Some finishing notes on Blocking. A Block is just a “No”. A Block is not a Conflict. A Conflict is a “No, and but…” or a “No, I was once…” You just feel a Block, it tastes sour, and is clearly not an acceptance, instead a denial and can kill a scene without providing any alternative direction. Conflict is pitting things against once another to progress or evolve the situation, to build drama, present problems, raise stakes, and strive towards resolutions.

Over-Acceptance Game: An exercise of everything ending with “Yes, and…” to get creative juices flowing while crushing any opportunity or option to block.

Bus Stop / Park Bench Game: Long lineup of all players. Start with one player on the bench, happened to be me pretending to read a paper and projecting more or less with the same amount of resentment as I would normally feel about awaiting public transit.

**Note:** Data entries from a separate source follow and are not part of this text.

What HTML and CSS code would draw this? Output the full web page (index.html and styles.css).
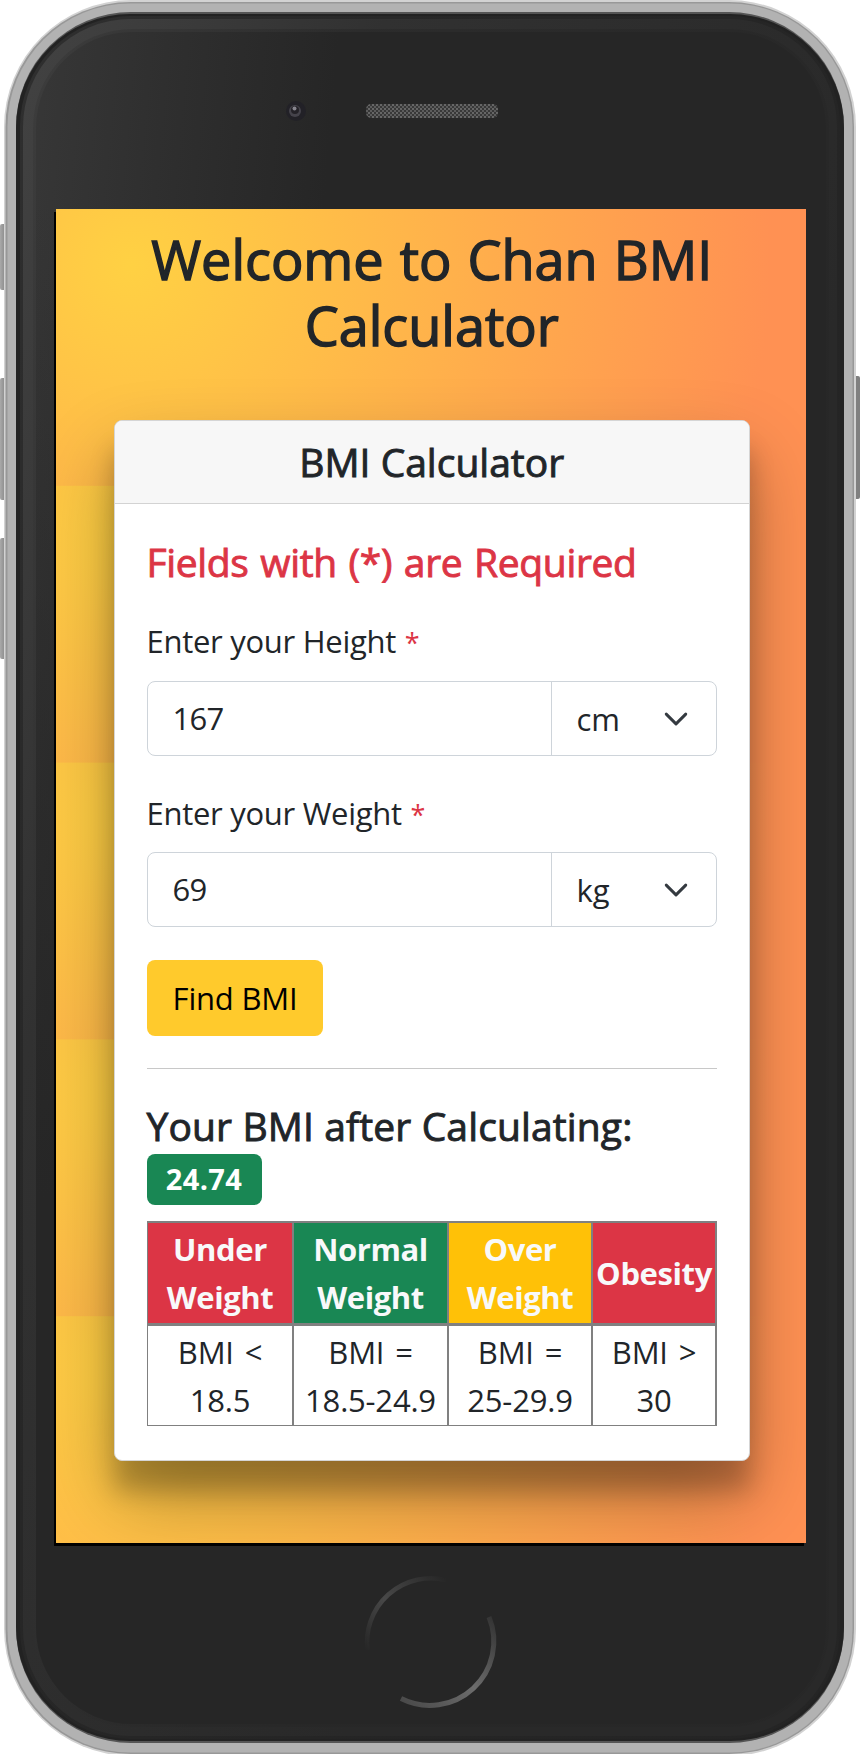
FILE: index.html
```html
<!DOCTYPE html>
<html lang="en">
<head>
<meta charset="utf-8">
<title>Chan BMI Calculator</title>
<link rel="stylesheet" href="styles.css">
</head>
<body>
<div class="phone">
  <svg class="frame" width="861" height="1754" viewBox="0 0 861 1754" aria-hidden="true">
    <defs>
      <linearGradient id="face" x1="0" y1="0" x2="340" y2="30" gradientUnits="userSpaceOnUse">
        <stop offset="0" stop-color="#393939"/><stop offset=".5" stop-color="#2f2f2f"/><stop offset="1" stop-color="#262626"/>
      </linearGradient>
      <linearGradient id="fade" x1="0" y1="200" x2="0" y2="1200" gradientUnits="userSpaceOnUse">
        <stop offset="0" stop-color="#262626" stop-opacity="0"/><stop offset="1" stop-color="#262626"/>
      </linearGradient>
      <linearGradient id="edge" x1="16" y1="12" x2="844" y2="300" gradientUnits="userSpaceOnUse">
        <stop offset="0" stop-color="#434343"/><stop offset=".4" stop-color="#313131"/><stop offset="1" stop-color="#292929"/>
      </linearGradient>
      <linearGradient id="btn" x1="0" x2="1"><stop offset="0" stop-color="#aaa"/><stop offset="1" stop-color="#777"/></linearGradient>
      <linearGradient id="arcTop" x1="366" y1="1650" x2="446" y2="1578" gradientUnits="userSpaceOnUse">
        <stop offset="0" stop-color="#262626"/><stop offset=".45" stop-color="#484848"/><stop offset="1" stop-color="#262626"/>
      </linearGradient>
      <linearGradient id="arcBottom" x1="490" y1="1614" x2="400" y2="1704" gradientUnits="userSpaceOnUse">
        <stop offset="0" stop-color="#333"/><stop offset=".5" stop-color="#6c6c6c"/><stop offset="1" stop-color="#484848"/>
      </linearGradient>
      <pattern id="mesh" width="4" height="4" patternUnits="userSpaceOnUse">
        <rect width="4" height="4" fill="#383838"/><rect width="2" height="2" fill="#666"/><rect x="2" y="2" width="2" height="2" fill="#5c5c5c"/>
      </pattern>
    </defs>
    <g fill="url(#btn)">
      <rect x="0" y="224" width="8" height="66" rx="2"/>
      <rect x="0" y="378" width="8" height="122" rx="2"/>
      <rect x="0" y="538" width="8" height="121" rx="2"/>
      <rect x="852" y="376" width="8" height="123" rx="2" fill="#808080"/>
    </g>
    <rect x="4" y="0" width="852" height="1756" rx="127" fill="#d2d2d2"/>
    <rect x="5.5" y="2" width="848.5" height="1752" rx="125" fill="#989898"/>
    <rect x="7.5" y="3.5" width="845" height="1749" rx="123" fill="#b2b2b2"/>
    <rect x="16" y="12" width="828" height="1731" rx="115" fill="#555"/>
    <rect x="16" y="14" width="828" height="1727" rx="114" fill="#222"/>
    <rect x="20" y="16" width="820" height="1723" rx="111" fill="url(#edge)" opacity=".4"/>
    <rect x="23" y="19" width="814" height="1717" rx="108" fill="url(#edge)"/>
    <rect x="33" y="29" width="796" height="1698" rx="99" fill="url(#face)" opacity=".5"/>
    <rect x="36" y="32" width="790" height="1692" rx="96" fill="url(#face)"/>
    <rect x="36" y="32" width="790" height="1692" rx="96" fill="url(#fade)"/>
    <path d="M54 212H58V1543H804V1546H54Z" fill="#000"/>
    <circle cx="296" cy="111" r="10" fill="#222127"/>
    <circle cx="295" cy="111" r="6" fill="#45434b"/>
    <circle cx="295" cy="110" r="4" fill="#242228"/>
    <circle cx="294.500" cy="108.500" r="2" fill="#88868f"/>
    <rect x="366" y="104" width="132" height="14" rx="5" fill="url(#mesh)"/>
    <path d="M367.500 1650A64 64 0 0 1 446 1580" fill="none" stroke="url(#arcTop)" stroke-width="4.500"/>
    <path d="M489 1617A64 64 0 0 1 401 1698.500" fill="none" stroke="url(#arcBottom)" stroke-width="5"/>
  </svg>
  <main class="screen">
    <h1 class="title">Welcome to Chan BMI<br>Calculator</h1>
    <section class="card">
      <header class="card-header"><h2 class="card-title">BMI Calculator</h2></header>
      <div class="card-body">
        <h3 class="required">Fields with (*) are Required</h3>
        <label class="label label-height">Enter your Height <span class="star">*</span></label>
        <div class="group">
          <div class="input">167</div>
          <div class="select"><span class="unit">cm</span><svg class="chevron" viewBox="0 0 16 16"><path d="m2 5 6 6 6-6"/></svg></div>
        </div>
        <label class="label label-weight">Enter your Weight <span class="star">*</span></label>
        <div class="group">
          <div class="input">69</div>
          <div class="select"><span class="unit">kg</span><svg class="chevron" viewBox="0 0 16 16"><path d="m2 5 6 6 6-6"/></svg></div>
        </div>
        <button class="button">Find BMI</button>
        <hr class="rule">
        <h3 class="result">Your BMI after Calculating:</h3>
        <div class="badge">24.74</div>
        <div class="table">
          <div class="cell head danger">Under<br>Weight</div>
          <div class="cell head success">Normal<br>Weight</div>
          <div class="cell head warning">Over<br>Weight</div>
          <div class="cell head danger">Obesity</div>
          <div class="cell">BMI &lt;<br>18.5</div>
          <div class="cell">BMI =<br>18.5-24.9</div>
          <div class="cell">BMI =<br>25-29.9</div>
          <div class="cell">BMI &gt;<br>30</div>
        </div>
      </div>
    </section>
  </main>
</div>
</body>
</html>
```
FILE: styles.css
```css
* { box-sizing: border-box; }
html, body { margin: 0; background: #fff; }
body {
  width: 861px;
  height: 1754px;
  overflow: hidden;
  font-family: "Open Sans", "Noto Sans", sans-serif;
  font-size: 31px;
  line-height: 48px;
  color: #212529;
}
h1, h2, h3 { margin: 0; font-weight: 400; }
.phone { position: relative; width: 861px; height: 1754px; padding: 209px 55px 0 56px; }
.frame { position: absolute; left: 0; top: 0; }
.screen {
  position: relative;
  height: 1334px;
  overflow: hidden;
  padding: 17px 56px 0 57.500px;
  background-image: radial-gradient(circle farthest-corner at 10% 20%, rgb(255, 209, 67) 0%, rgb(255, 145, 83) 90%);
  background-size: 750px 276.800px;
}
.title {
  height: 194px;
  text-align: center;
  font-size: 54px;
  line-height: 66.400px;
  word-spacing: 2px;
  -webkit-text-stroke: 1.400px currentColor;
}
.card {
  height: 1040.500px;
  border: 1.500px solid #d5d5d5;
  border-radius: 8px;
  background: #fff;
  box-shadow: 0 38px 76px rgba(0, 0, 0, .3), 0 30px 24px rgba(0, 0, 0, .22);
}
.card-header {
  height: 83px;
  padding-top: 17px;
  border-bottom: 1px solid #d3d3d3;
  border-radius: 7px 7px 0 0;
  background: #f7f7f7;
  text-align: center;
}
.card-title, .required, .result { font-size: 39px; line-height: 48px; -webkit-text-stroke: .900px currentColor; }
.card-body { padding: 34px 32px 0; }
.required { color: #dc3545; letter-spacing: -.35px; word-spacing: 2px; }
.label { display: block; letter-spacing: -.28px; }
.label-height { margin-top: 31px; margin-bottom: 16px; }
.label-weight { margin-top: 33px; margin-bottom: 15px; }
.star { margin-left: 1px; color: #dc3545; font-size: 27px; line-height: 0; }
.group { display: flex; height: 75px; border: 1.500px solid #ced4da; border-radius: 8px; line-height: 73px; }
.input { width: 404px; padding-left: 25px; border-right: 1.500px solid #ced4da; letter-spacing: -.7px; }
.select { display: flex; flex: 1; align-items: center; justify-content: space-between; padding: 0 27px 0 25px; }
.unit { padding-top: 2px; }
.chevron { width: 26px; height: 26px; fill: none; stroke: #343a40; stroke-width: 1.800; stroke-linecap: round; stroke-linejoin: round; }
.button {
  display: block;
  width: 176px;
  height: 76px;
  margin-top: 33px;
  padding: 0 0 1px 1px;
  border: 0;
  border-radius: 8px;
  background: #ffca2c;
  color: #000;
  font: inherit;
  letter-spacing: -.2px;
}
.rule { height: 1.500px; margin: 31.500px 0 33px; border: 0; background: #c8c8c8; }
.result { letter-spacing: .13px; }
.badge {
  width: 115px;
  height: 51px;
  margin-top: 4px;
  border-radius: 8px;
  background: #198754;
  color: #fff;
  font-size: 29px;
  font-weight: 700;
  letter-spacing: .4px;
  line-height: 50px;
  text-align: center;
}
.table {
  display: grid;
  grid-template-columns: 144px 153px 142px 1fr;
  grid-template-rows: 100px 99px;
  gap: 3px 2px;
  width: 570px;
  height: 205px;
  margin-top: 16px;
  padding: 1.500px;
  background: #808080;
}
.cell { display: flex; align-items: center; justify-content: center; padding-top: 2px; background: #fff; text-align: center; letter-spacing: -.2px; word-spacing: 3px; }
.head { padding-top: 0; color: #f8f9fa; font-weight: 700; letter-spacing: -.4px; }
.danger { background: #dc3545; }
.success { background: #198754; }
.warning { background: #ffc107; }
```
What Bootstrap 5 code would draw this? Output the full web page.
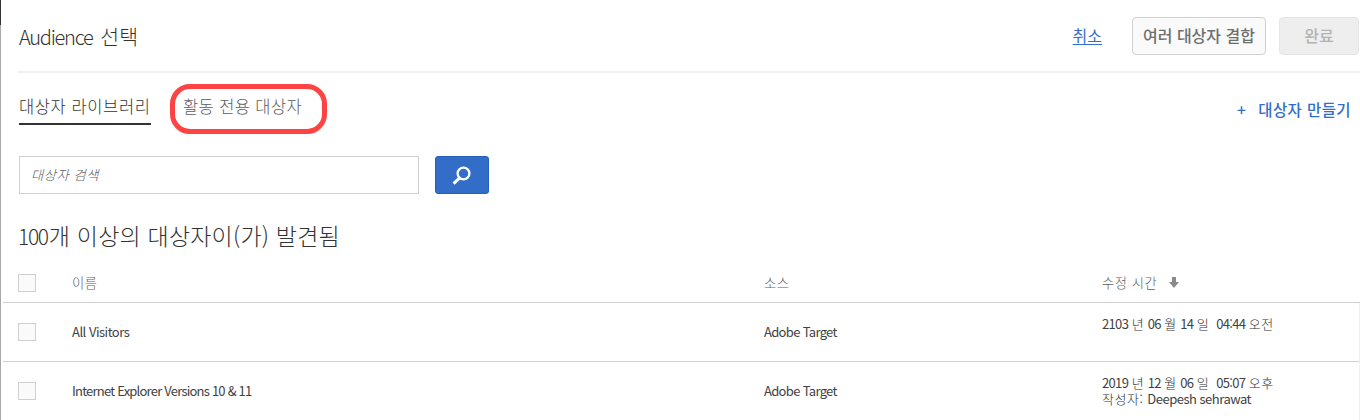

The next player along the line moves to sit down on the bench, projecting posture, mannerisms, and character that incorporate what we’ve learned about stature, recognizable traits, and mentioning details as clues for other players and presumably the audience to pick up on and relate too.

I fared better with this game, quickly off the bench as first man and ready to play once my turn came around again. One of the Canadian actors had adopted a very television land over the top US - of F*&k Yeah! – A style redneck American, and while she’d done a fine job, being from the South where those dueling banjos stereotypes come from (technically Deliverance reflected an aspect South Carolina and Georgia, and where I’m from in East Tennessee rather jabs right into that aromatic armpit if you squint enough at a map), and also being a fan of banjo players like Steve Martin and Grandpa Jones,  I elected to play my next turn as a banjo plucking and strumming, East Tennessee (though sounding more like Lexington Kentucky, really) sincere southerner that said absurd things with a syrupy smile and sincere smirk. I made a point to play to the other actor, let them set the lines up and play through with whatever sprang to mind, not trying to be funny, or trying too hard to be anything except sincere within the character I’d designed, and I ended up getting a few laughs and guffaws. I suspect my gentleman redneck routine might have mixed messages for some folks, however having grown up around folks like that, felt like an honest choice to make, though perhaps I could have pushed it more, better established the character, like the guy running for governor or the Cyclops in O Brother Where Art Thou.

The blue ribbon, had I one to give, that day would have gone to the fellow that made the clever choice to show up on the park bench as an astronaut who repeatedly required the assistance of the other players to keep from floating away in his reality of zero G. Shout out as well to the cat that decided to channel Jeff Goldblum, and the pair of actresses that brought a Yaletown patio conversation to the stage with laser precision. Have I mentioned the class is full of very talented, clever people?